Уж если решил выбирать, помни: то, что выбираешь ты, выбирает тебя, заранее выбрало тебя.
В ряду рыбного рынка лежат большие половины рыбин. Рыбак китаец чистит хвост, а огромные половины лежат себе и живут – хватают воздух ртом, шевелят плавниками, их легкие не задеты, их желудки им сейчас не нужны – они вполне могут какое-то время вот так половинками лежать и жить. Но они мертвы – их участь комически очевидна. Они называются «свежая рыба» – и факт: дышит, безусловно свежая.

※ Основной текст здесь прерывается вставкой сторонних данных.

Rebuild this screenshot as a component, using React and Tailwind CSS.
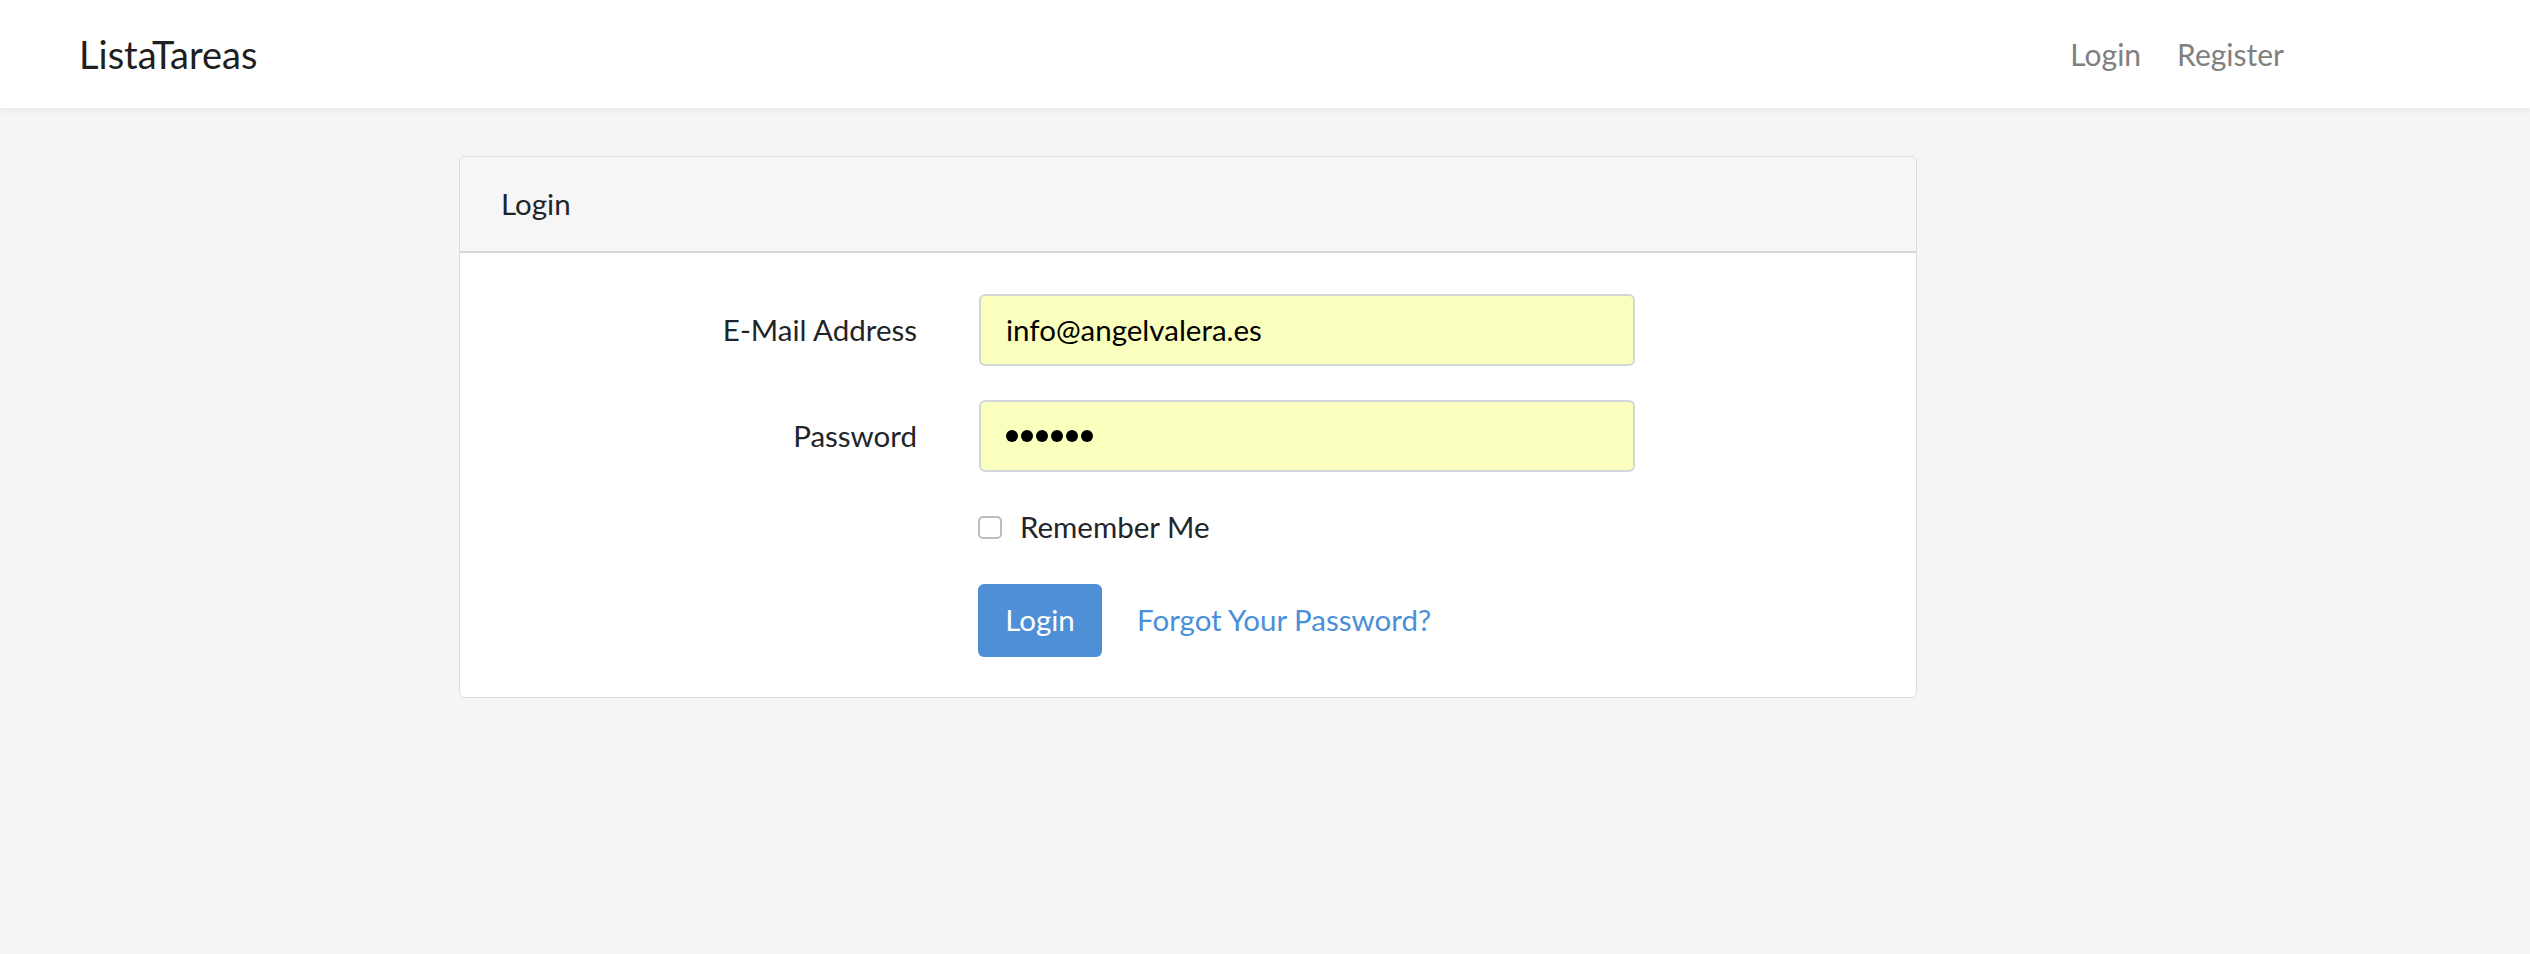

Китаец рыбак достает из бочки рыбину и рубит ее пополам. Половину с головой кладет на прилавок хлопать ртом и шевелить жабрами, и даже немного извиваться обрубком тулова. Подходит другой китаец и выбирает, какую половинку взять на ужин в свою семью китайским детям. Китаец выбрал.
Никаких обобщений, никаких формулировок.
Я встаю перед храмом, немного пьяный со вчерашнего, но я не мог не прийти.
У меня нет ничего своего – ни мнения, ни принципов. Потому что я не выбрал Китай. А выбрать сегодня можно только Китай.
Я просто говорю: здравствуй, Бог, – у меня есть вопросы.